En consecuencia, los excedentes económicos tendieron a concentrarse en pocas manos, familias y empresas, y no creció adecuadamente el piso social básico, que implica mayor protección y seguridad social, más acceso a la educación superior y mayor calidad y eficiencia de la formación básica. La otra cara de este planeta ha sido el estancamiento estabilizador, la informalidad laboral masiva y la reproducción de la heterogeneidad estructural detectada hace ya muchos años por la Comisión Económica para América Latina y el Caribe (Cepal) o la afirmación del trialismo que estudiaran Enrique Hernández Laos y sus colegas, el cual, a una década o más de haber sido enunciado, no parece haber cedido un ápice a las fuerzas supuestamente igualizadoras del mercado.

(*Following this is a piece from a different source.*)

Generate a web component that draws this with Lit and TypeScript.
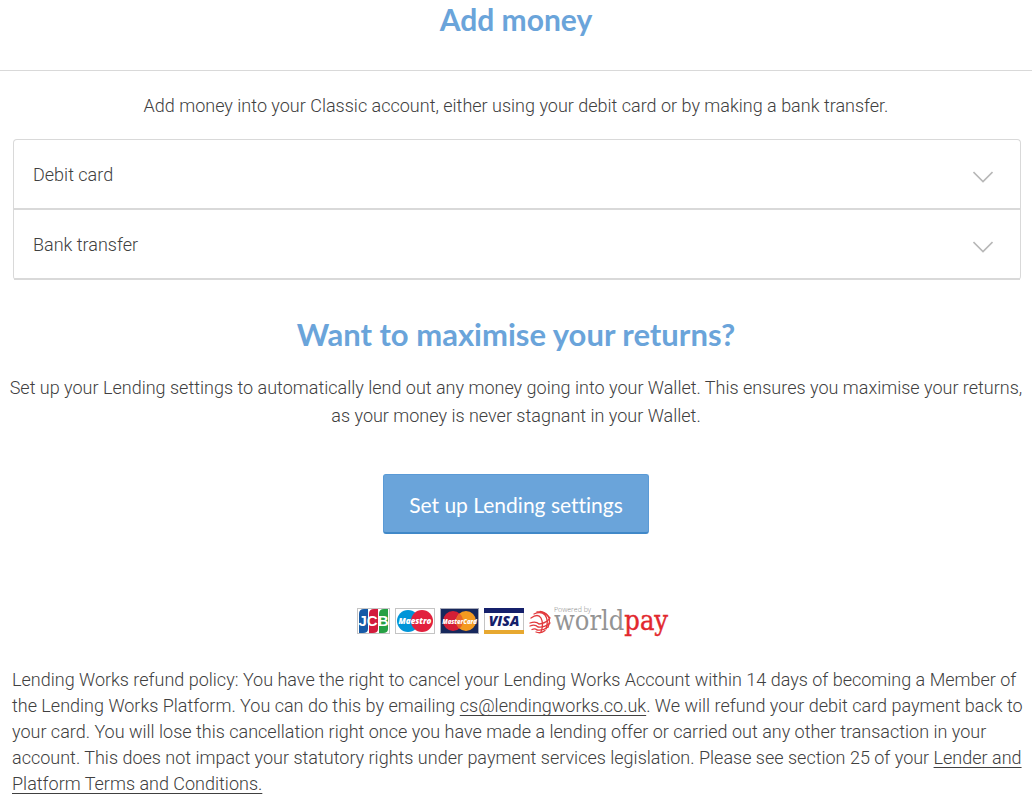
import { LitElement, html, css } from "lit";
import { customElement, property } from "lit/decorators.js";

@customElement("accordion-row")
class AccordionRow extends LitElement {
  @property() label = "";

  static styles = css`
    :host {
      display: block;
      border-bottom: 2px solid #d9d9d9;
    }
    .toggle {
      display: flex;
      align-items: center;
      justify-content: space-between;
      box-sizing: border-box;
      width: 100%;
      height: 68px;
      padding: 2px 27px 0 19px;
      border: 0;
      background: none;
      color: inherit;
      font: inherit;
      text-align: left;
      cursor: pointer;
    }
    .chevron {
      width: 20px;
      height: 12px;
      margin-top: 4px;
      fill: none;
      stroke: #b8b8b8;
      stroke-width: 1.6;
    }
  `;

  render() {
    return html`<button class="toggle" type="button" aria-expanded="false">
      <span>${this.label}</span>
      <svg class="chevron" viewBox="0 0 20 12" aria-hidden="true"><path d="M0.5 1 L10 10.5 L19.5 1" /></svg>
    </button>`;
  }
}

@customElement("payment-logos")
class PaymentLogos extends LitElement {
  static styles = css`
    :host {
      display: flex;
      justify-content: center;
      gap: 5px;
    }
    svg {
      display: block;
      height: 36px;
    }
    .brand {
      font-family: "Open Sans", sans-serif;
      font-weight: 800;
      font-style: italic;
      fill: #fff;
    }
    .jcb {
      font-family: "Liberation Sans", sans-serif;
      font-size: 15px;
      font-weight: 700;
      fill: #fff;
    }
    .maestro {
      font-size: 8px;
    }
    .mastercard {
      font-size: 6px;
    }
    .visa {
      font-size: 14px;
      fill: #15206b;
    }
    .powered {
      font-family: "Open Sans", sans-serif;
      font-size: 7px;
      fill: #888;
    }
    .world {
      font-family: "DejaVu Serif Condensed", "DejaVu Serif", serif;
      font-size: 27px;
      fill: #949494;
    }
    .pay {
      fill: #e2282e;
      stroke: #e2282e;
      stroke-width: 0.4;
    }
    .globe {
      fill: none;
      stroke: #e2393c;
      stroke-width: 1.3;
      stroke-linecap: round;
    }
  `;

  render() {
    return html`
      <svg width="33" viewBox="0 0 33 36" role="img" aria-label="JCB">
        <rect x="0.5" y="4.5" width="32" height="25" fill="#fff" stroke="#c4c4c4" />
        <path d="M2 10 Q2 5 7 5 H11 V25 Q11 29 6 29 H2Z" fill="#175aa6" />
        <path d="M12 10 Q12 5 17 5 H21 V25 Q21 29 16 29 H12Z" fill="#d21c3c" />
        <path d="M22 10 Q22 5 27 5 H31 V25 Q31 29 26 29 H22Z" fill="#26a044" />
        <text class="jcb" x="16.5" y="22" text-anchor="middle">JCB</text>
      </svg>
      <svg width="40" viewBox="0 0 40 36" role="img" aria-label="Maestro">
        <rect x="0.5" y="4.5" width="39" height="25" fill="#fff" stroke="#c4c4c4" />
        <circle cx="13" cy="17" r="11" fill="#0095d8" />
        <circle cx="27" cy="17" r="11" fill="#e2203d" />
        <text class="brand maestro" x="20" y="20" text-anchor="middle">Maestro</text>
      </svg>
      <svg width="39" viewBox="0 0 39 36" role="img" aria-label="MasterCard">
        <rect x="0.5" y="4.5" width="38" height="25" fill="#17285c" stroke="#a6a9b8" />
        <circle cx="13" cy="17" r="10" fill="#d31f36" />
        <circle cx="26" cy="17" r="10" fill="#f49a20" />
        <path d="M19.5 9.4 A10 10 0 0 1 19.5 24.6 A10 10 0 0 1 19.5 9.4" fill="#e8642a" />
        <text class="brand mastercard" x="19.5" y="19.5" text-anchor="middle">MasterCard</text>
      </svg>
      <svg width="40" viewBox="0 0 40 36" role="img" aria-label="Visa">
        <rect x="0.5" y="4.5" width="39" height="25" fill="#fff" stroke="#c4c4c4" />
        <rect x="0" y="4" width="40" height="5" fill="#15206b" />
        <rect x="0" y="26" width="40" height="4" fill="#e7a830" />
        <text class="brand visa" x="20" y="22" text-anchor="middle">VISA</text>
      </svg>
      <svg width="147" viewBox="0 0 147 36" role="img" aria-label="Powered by worldpay">
        <g class="globe">
          <path d="M5 10 Q12 7 16 11 Q20 16 17 25" />
          <path d="M11 7.5 Q16 8 19 12 Q22 17 19 23" />
          <path d="M2 14 Q9 9 12 14 Q15 20 12 28" />
          <path d="M8 8 Q15 7 21 14" />
          <path d="M1 19 Q7 17 10 20 Q15 20 20.5 15" />
          <path d="M1 22 Q6 20 9 23 Q15 24 21 19" />
          <path d="M3 25.5 Q6 24 8 26 Q14 27 19 23" />
          <path d="M7 28 Q12 30 16 26.5" />
        </g>
        <text class="powered" x="25" y="8">Powered by</text>
        <text class="world" x="25" y="26">world<tspan class="pay">pay</tspan></text>
      </svg>
    `;
  }
}

@customElement("app-root")
class AppRoot extends LitElement {
  static styles = css`
    :host {
      display: block;
      min-height: 100vh;
      background: #fff;
      color: #404040;
      font-family: Roboto, "Liberation Sans", sans-serif;
      font-size: 18px;
      font-weight: 300;
      line-height: 28px;
    }
    h1,
    h2,
    p {
      margin: 0;
    }
    h1,
    h2 {
      color: #6aa4da;
      font-family: Lato, sans-serif;
      font-size: 30px;
      font-weight: 700;
      line-height: 38px;
      text-align: center;
    }
    h2 {
      font-size: 31px;
    }
    .top {
      padding-bottom: 32px;
      border-bottom: 1px solid #d9d9d9;
    }
    .content {
      padding: 21px 4px 0;
    }
    .lead {
      text-align: center;
    }
    .accordion {
      margin: 19px 7px 35px 9px;
      border: 1px solid #d9d9d9;
      border-bottom: 0;
      border-radius: 4px;
    }
    .pitch {
      margin-top: 21px;
      text-align: center;
    }
    .action {
      display: flex;
      justify-content: center;
      margin: 44px 0 70px;
    }
    .primary {
      box-sizing: border-box;
      height: 60px;
      padding: 2px 25px 0;
      border: 1px solid #5a9ad6;
      border-bottom: 2px solid #4088c8;
      border-radius: 3px;
      background: #6aa4da;
      color: #fff;
      font-family: Lato, sans-serif;
      font-size: 21px;
      font-weight: 400;
      font-variant-ligatures: none;
      cursor: pointer;
    }
    .policy {
      margin: 27px 0 0 8px;
      line-height: 26px;
    }
    a {
      color: inherit;
      text-decoration: underline;
      text-decoration-thickness: 1px;
      text-underline-offset: 3px;
      text-decoration-skip-ink: none;
    }
  `;

  render() {
    return html`
      <header class="top"><h1>Add money</h1></header>
      <main class="content">
        <p class="lead">Add money into your Classic account, either using your debit card or by making a bank transfer.</p>
        <div class="accordion">
          <accordion-row label="Debit card"></accordion-row>
          <accordion-row label="Bank transfer"></accordion-row>
        </div>
        <h2>Want to maximise your returns?</h2>
        <p class="pitch">
          Set up your Lending settings to automatically lend out any money going into your Wallet. This ensures you maximise your returns, as your
          money is never stagnant in your Wallet.
        </p>
        <div class="action"><button class="primary" type="button">Set up Lending settings</button></div>
        <payment-logos></payment-logos>
        <p class="policy">
          Lending Works refund policy: You have the right to cancel your Lending Works Account within 14 days of becoming a Member of the Lending
          Works Platform. You can do this by emailing <a href="mailto:cs@lendingworks.co.uk">cs@lendingworks.co.uk</a>. We will refund your debit
          card payment back to your card. You will lose this cancellation right once you have made a lending offer or carried out any other
          transaction in your account. This does not impact your statutory rights under payment services legislation. Please see section 25 of your
          <a href="#terms">Lender and Platform Terms and Conditions.</a>
        </p>
      </main>
    `;
  }
}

La aceptación por parte del gobierno de nuevos enfoques para entender y administrar el salario mínimo, deberían llevarlo a proponer no sólo un incremento gradual y sostenido; también, realizar una tarea pedagógica que, en lo posible, evite que la sociedad caiga presa de la histeria y la paranoia. La cúpula patronal parece dispuesta a desatar una guerra de clases, con tal de poner a buen recaudo cualquier idea de reivindicación salarial impulsada por la eventual revisión a la alza del régimen del salario mínimo. Ahora, por su propio bien, el Estado debe recuperar su papel de empresario colectivo y encauzar los ímpetus pendencieros de los muy ricos con el mero propósito de empezar una normalización de la economía política mexicana, tan inclinada a obedecer los dictados del dogma neoliberal y tan indispuesta a iniciar un giro en el curso del desarrollo, alimentado por el conocimiento y la sensibilidad que imponen demasiados lustros de mal desempeño económico y peor registro en materia de solidaridad y redistribución social.

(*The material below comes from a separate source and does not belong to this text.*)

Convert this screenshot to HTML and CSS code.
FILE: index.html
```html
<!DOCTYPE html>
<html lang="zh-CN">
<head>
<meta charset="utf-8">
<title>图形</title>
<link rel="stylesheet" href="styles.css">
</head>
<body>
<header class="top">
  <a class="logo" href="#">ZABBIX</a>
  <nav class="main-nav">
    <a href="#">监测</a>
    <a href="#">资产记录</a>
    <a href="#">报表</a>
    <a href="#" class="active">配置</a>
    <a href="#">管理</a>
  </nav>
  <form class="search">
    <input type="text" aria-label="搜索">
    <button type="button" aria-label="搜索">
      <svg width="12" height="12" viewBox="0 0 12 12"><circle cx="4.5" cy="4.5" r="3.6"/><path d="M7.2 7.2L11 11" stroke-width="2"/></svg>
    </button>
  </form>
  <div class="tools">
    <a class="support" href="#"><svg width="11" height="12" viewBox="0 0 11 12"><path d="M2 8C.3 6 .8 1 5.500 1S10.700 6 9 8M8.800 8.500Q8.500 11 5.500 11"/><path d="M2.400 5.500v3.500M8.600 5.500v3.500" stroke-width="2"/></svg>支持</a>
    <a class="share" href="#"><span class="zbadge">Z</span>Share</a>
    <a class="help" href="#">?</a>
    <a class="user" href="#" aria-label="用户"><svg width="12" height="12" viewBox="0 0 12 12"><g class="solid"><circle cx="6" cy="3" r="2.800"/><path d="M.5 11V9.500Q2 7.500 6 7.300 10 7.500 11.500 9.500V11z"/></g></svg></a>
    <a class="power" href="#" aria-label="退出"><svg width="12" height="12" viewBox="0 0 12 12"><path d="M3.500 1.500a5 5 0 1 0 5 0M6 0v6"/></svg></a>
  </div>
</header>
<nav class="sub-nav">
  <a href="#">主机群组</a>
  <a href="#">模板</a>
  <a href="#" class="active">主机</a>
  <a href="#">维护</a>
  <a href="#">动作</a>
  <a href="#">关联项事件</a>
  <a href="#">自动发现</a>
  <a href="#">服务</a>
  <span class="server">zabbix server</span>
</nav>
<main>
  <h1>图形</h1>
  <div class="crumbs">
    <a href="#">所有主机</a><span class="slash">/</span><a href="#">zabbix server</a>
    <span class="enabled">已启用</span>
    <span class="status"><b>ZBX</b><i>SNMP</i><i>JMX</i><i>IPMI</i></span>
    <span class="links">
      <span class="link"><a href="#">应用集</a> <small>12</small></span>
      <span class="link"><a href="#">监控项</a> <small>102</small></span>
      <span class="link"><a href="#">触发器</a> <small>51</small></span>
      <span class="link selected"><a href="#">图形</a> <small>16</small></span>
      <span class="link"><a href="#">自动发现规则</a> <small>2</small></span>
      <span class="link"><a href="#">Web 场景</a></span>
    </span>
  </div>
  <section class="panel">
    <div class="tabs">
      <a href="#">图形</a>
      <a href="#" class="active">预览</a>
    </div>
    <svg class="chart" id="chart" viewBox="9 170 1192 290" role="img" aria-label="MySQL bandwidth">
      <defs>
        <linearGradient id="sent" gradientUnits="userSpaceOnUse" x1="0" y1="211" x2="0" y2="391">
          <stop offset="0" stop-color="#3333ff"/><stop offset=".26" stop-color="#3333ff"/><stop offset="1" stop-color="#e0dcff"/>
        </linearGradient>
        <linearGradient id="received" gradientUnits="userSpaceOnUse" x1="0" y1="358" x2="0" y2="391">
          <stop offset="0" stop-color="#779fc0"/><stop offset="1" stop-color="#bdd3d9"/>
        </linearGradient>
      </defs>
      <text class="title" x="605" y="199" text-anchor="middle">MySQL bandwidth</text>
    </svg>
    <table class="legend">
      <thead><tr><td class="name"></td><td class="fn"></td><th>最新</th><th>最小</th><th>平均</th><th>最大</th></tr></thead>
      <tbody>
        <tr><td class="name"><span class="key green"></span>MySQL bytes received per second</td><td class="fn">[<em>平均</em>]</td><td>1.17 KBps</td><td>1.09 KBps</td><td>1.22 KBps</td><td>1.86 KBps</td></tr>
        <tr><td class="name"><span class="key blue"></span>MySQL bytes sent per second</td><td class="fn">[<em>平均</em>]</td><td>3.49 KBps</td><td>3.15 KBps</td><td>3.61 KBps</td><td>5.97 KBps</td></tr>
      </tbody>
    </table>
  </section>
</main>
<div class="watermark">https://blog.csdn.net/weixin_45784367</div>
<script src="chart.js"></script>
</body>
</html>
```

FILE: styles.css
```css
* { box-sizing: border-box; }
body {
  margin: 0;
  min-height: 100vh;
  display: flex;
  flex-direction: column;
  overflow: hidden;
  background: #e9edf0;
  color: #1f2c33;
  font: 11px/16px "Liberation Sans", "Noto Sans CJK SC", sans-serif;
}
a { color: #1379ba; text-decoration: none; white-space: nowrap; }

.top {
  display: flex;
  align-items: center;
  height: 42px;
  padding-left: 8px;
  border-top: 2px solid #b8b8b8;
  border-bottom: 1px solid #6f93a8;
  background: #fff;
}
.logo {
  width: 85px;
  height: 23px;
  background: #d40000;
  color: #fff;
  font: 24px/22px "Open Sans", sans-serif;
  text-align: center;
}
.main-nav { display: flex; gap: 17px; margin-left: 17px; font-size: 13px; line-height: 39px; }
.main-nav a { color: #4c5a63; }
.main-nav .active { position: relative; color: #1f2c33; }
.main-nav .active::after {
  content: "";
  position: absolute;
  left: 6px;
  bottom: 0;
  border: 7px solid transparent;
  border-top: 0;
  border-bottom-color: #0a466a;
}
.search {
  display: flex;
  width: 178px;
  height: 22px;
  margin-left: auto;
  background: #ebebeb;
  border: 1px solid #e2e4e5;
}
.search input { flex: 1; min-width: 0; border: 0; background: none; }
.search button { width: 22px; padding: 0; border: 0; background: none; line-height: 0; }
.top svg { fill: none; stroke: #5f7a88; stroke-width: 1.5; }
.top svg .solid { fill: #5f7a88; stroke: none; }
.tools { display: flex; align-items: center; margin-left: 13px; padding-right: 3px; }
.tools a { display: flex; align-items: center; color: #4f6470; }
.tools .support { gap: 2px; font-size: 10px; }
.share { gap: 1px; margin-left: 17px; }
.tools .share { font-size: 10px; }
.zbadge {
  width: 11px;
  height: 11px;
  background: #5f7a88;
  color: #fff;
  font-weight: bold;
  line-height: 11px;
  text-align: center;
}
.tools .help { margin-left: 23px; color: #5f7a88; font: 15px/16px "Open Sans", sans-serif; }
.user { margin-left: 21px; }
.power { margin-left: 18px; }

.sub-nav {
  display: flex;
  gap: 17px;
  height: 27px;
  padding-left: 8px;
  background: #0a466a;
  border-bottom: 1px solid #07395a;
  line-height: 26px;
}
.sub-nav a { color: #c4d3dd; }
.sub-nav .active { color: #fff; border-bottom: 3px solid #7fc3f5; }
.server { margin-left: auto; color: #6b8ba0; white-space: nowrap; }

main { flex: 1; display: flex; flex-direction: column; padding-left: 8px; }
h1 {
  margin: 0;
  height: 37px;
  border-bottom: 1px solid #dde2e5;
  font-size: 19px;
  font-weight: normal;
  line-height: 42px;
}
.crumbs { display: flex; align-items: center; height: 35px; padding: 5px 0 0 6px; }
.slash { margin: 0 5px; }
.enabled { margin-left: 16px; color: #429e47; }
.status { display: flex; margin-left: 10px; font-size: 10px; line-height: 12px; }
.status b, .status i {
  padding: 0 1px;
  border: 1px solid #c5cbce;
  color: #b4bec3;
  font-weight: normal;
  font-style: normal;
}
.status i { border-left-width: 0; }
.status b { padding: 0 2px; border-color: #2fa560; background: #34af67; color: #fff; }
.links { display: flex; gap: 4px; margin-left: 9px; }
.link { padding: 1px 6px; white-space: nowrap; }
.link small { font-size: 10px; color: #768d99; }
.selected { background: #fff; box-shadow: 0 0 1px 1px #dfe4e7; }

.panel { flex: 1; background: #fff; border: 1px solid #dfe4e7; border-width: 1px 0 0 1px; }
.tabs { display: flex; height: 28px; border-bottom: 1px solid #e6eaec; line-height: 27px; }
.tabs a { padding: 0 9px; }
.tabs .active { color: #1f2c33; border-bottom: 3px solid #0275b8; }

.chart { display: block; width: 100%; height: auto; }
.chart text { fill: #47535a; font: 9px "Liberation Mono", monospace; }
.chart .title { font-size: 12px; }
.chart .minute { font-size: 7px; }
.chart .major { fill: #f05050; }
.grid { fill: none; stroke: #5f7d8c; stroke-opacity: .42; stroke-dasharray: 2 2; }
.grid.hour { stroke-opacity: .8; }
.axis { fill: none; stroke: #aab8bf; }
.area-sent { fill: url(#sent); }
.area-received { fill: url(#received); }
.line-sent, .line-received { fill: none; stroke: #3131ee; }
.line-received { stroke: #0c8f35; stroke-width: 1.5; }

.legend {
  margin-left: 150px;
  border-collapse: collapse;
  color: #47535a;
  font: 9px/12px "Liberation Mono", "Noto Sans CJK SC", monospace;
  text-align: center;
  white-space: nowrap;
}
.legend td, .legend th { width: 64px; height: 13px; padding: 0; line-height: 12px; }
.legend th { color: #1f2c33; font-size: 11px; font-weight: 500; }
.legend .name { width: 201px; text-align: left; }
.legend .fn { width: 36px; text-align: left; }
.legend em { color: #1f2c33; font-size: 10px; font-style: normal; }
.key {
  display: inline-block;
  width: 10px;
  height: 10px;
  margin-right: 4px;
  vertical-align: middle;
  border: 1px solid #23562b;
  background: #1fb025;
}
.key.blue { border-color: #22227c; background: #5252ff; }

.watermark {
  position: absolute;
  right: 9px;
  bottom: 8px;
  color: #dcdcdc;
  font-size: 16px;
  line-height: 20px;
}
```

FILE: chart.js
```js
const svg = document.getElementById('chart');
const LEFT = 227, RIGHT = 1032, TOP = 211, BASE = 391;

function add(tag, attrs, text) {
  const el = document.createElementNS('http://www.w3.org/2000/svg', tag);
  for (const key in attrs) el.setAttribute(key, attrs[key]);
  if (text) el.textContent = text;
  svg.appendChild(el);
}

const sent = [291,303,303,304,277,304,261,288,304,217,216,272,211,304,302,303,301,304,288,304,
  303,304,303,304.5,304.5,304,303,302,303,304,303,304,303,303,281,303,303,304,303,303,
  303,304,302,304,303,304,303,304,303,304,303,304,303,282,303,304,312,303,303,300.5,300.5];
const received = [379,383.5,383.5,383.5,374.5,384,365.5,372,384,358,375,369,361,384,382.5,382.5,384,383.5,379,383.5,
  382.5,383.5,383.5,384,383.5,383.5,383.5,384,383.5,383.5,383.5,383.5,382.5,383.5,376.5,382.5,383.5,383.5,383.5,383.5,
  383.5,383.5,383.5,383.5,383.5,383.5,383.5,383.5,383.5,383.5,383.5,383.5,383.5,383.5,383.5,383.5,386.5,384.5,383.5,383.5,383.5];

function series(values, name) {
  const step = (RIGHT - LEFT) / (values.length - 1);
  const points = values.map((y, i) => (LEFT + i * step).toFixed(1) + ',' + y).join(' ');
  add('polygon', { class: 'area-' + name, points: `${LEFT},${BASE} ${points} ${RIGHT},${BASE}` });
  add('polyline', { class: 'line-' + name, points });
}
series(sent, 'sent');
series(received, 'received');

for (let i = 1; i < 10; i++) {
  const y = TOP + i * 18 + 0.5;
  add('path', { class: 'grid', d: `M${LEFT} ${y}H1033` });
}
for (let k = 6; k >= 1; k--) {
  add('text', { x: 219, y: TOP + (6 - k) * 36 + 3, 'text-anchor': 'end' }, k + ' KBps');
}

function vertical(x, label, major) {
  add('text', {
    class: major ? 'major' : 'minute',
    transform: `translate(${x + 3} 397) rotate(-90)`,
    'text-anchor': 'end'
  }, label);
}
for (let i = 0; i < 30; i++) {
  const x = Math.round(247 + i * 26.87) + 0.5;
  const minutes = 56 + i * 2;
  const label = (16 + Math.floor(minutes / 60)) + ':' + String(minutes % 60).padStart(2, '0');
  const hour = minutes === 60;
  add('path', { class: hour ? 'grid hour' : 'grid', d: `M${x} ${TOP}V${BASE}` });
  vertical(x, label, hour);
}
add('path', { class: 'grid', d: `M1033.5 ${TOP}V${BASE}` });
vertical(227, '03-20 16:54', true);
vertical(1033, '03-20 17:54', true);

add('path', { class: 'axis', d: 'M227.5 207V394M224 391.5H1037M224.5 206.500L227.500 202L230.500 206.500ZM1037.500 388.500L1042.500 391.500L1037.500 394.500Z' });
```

El Instituto Nacional de Estadística y Geografía (Inegi) confirma la tendencia de la economía a crecer poco, por debajo de los mínimos necesarios para dar empleo a los que cada año entran al mercado de trabajo. Las estimaciones y cálculos del Consejo Nacional de Evaluación de la Política de Desarrollo Social (Coneval) muestran grandes distancias entre clases y estratos y de la peor de las estabilizaciones, que es la que tiene que ver con los índices de pobreza. La excepción parece ser el índice de pobreza laboral, pero no para nuestro consuelo, porque este indicador crece y registra el empeoramiento de las condiciones generales y particulares del trabajo de los mexicanos. El círculo de hierro se cierra incandescente en la violencia y la criminalidad que inundan y contaminan la vida social in situ, o de modo virtual la de todos nosotros, que no estamos inmunes por el hecho de no sufrir directa e inmediatamente ese flagelo.

La reforma social del Estado y la intelectual y ética de todos nosotros debería empezar ya, sin esperar a que las reformas bien amadas arrojen sus dones y maravillas. De creer en todo ello, el gobierno bien podría abocarse a plantear un proyecto de justicia social gradual, pero sostenido, que partiendo del empleo y la inversión aterrizara en los primeros cimientos de un auténtico Estado de bienestar, sin remilgos y pichicaterías como las que frecuenta la secretaria de Salud.

De fallar sus proyecciones y expectativas, el gobierno debería prepararse para actuar en consecuencia, salir al paso de un más que probable ciclo negativo y pernicioso para la cohesión social y poner la mesa para un genuino pacto político por el desarrollo y no sólo para las ganancias. Bajo cualquier hipótesis, el tema salarial y el del mínimo en lo particular, pueden auspiciar una experimentación y unos aprendizajes congruentes con lo incierto que se mantiene el futuro y, a la vez, dar lugar a nuevas formas de protección y promoción de lo mejor que tenemos que es el trabajo humano.